Four of Hilliard’s 11 fourth-quarter carries achieved first downs. A fifth was the touchdown that gave LSU its first lead of the night with 9:41 to play.
“At the end of the day, they ran the ball well and they made a gigantic play,” Wisconsin coach Gary Andersen said. “The last touchdown they got broke the game open.”
Before LSU kneeled to run out the clock on its final two snaps, Hilliard ran the ball on 10 of the Tigers’ previous 12 plays. He got the ball all three times before the kneeldowns, forcing the Badgers to use their three timeouts and achieving the crucial first down that secured the win with a 4-yard gain on his final run of the night. On the Tigers’ go-ahead touchdown drive, Hilliard got the ball on all three plays, running for gains of 17 and eight before his 28-yard scoring run.
It was as dramatic a turnaround as even the most loyal LSU supporter could have imagined.
“That’s something with our offense,” Hilliard said. “Whomever can get in there and get the hot hand and first downs will basically stay in the game.”
But what does Hilliard’s Saturday success mean moving forward?
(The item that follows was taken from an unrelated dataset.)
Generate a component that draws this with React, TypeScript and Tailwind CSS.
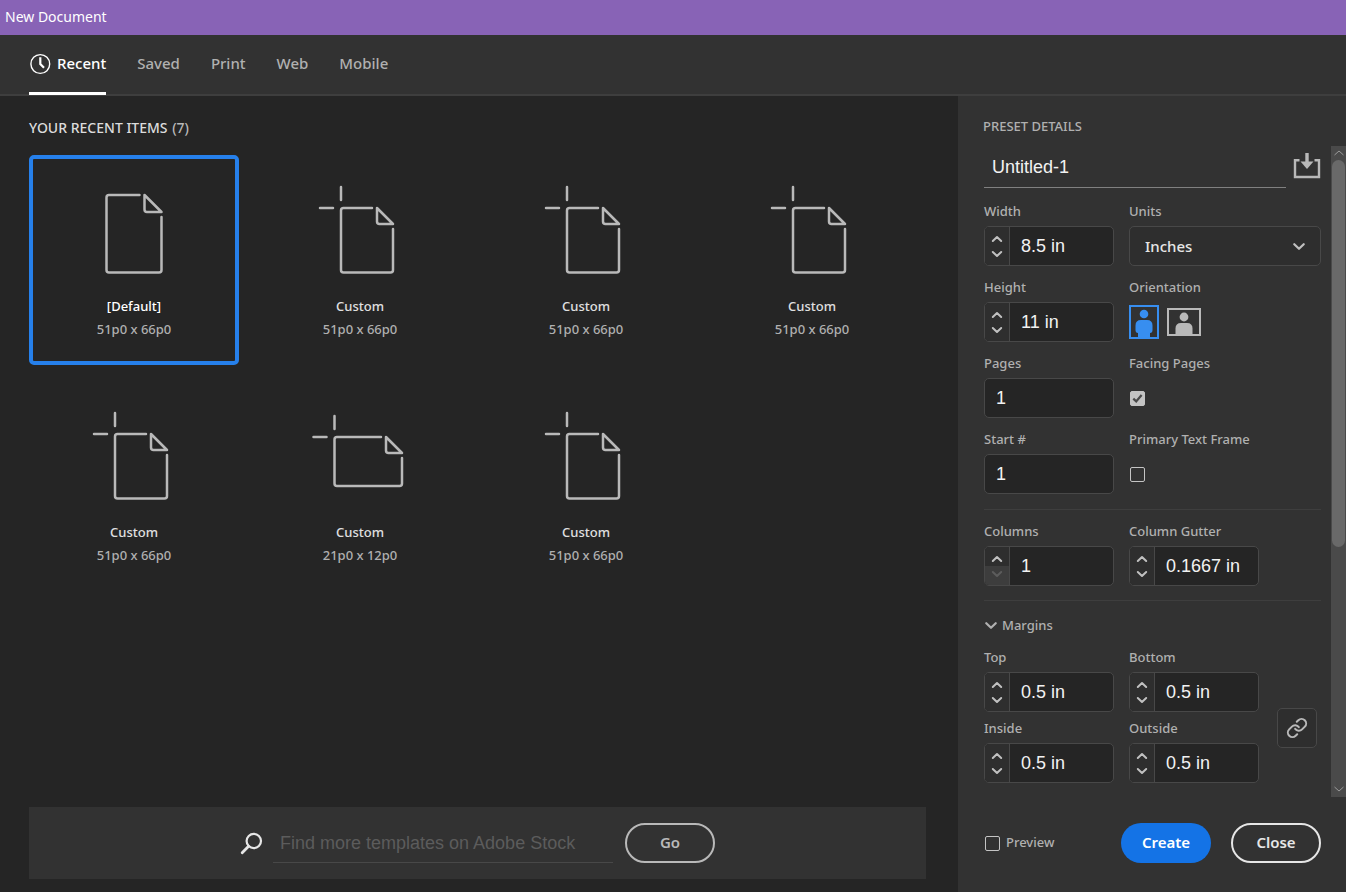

He has played the role of fourth-quarter punisher in LSU’s offense before, but opportunities to become the Tigers’ featured back have been rare.
Fournette didn’t make the immediate splash many media members had predicted, but he and Magee will still get their share of the workload. As Hilliard said, this was a time where the Tigers found a late spark on a night that had been full of frustration and stuck with what had started working.
“I felt like Kenny Hilliard played hard,” LSU coach Les Miles said. “I like Leonard Fournette’s contribution, did just what we asked him to do, ran hard, returned a couple of kicks. We’re a blue-collar team that will fight like hell and get in competitive games and scrap you. This was one of those times.”
Even after his strong first outing, Hilliard’s vision of his backfield role didn’t seem to change.
He has been one cog in a multifaceted LSU running game throughout his career, and Hilliard doesn’t expect the Tigers to alter that philosophy. He and Magee still expect to help Fournette and fellow freshman Darrel Williams develop bigger roles as the season progresses.
“That’s how it was for us when me and Terrence came in,” Hilliard said. “Guys like Alfred Blue, Spencer Ware, Michael Ford, they were able to take us underneath their wings and show us the way. That’s what we’re here for. We have to help lift each other and stay positive.”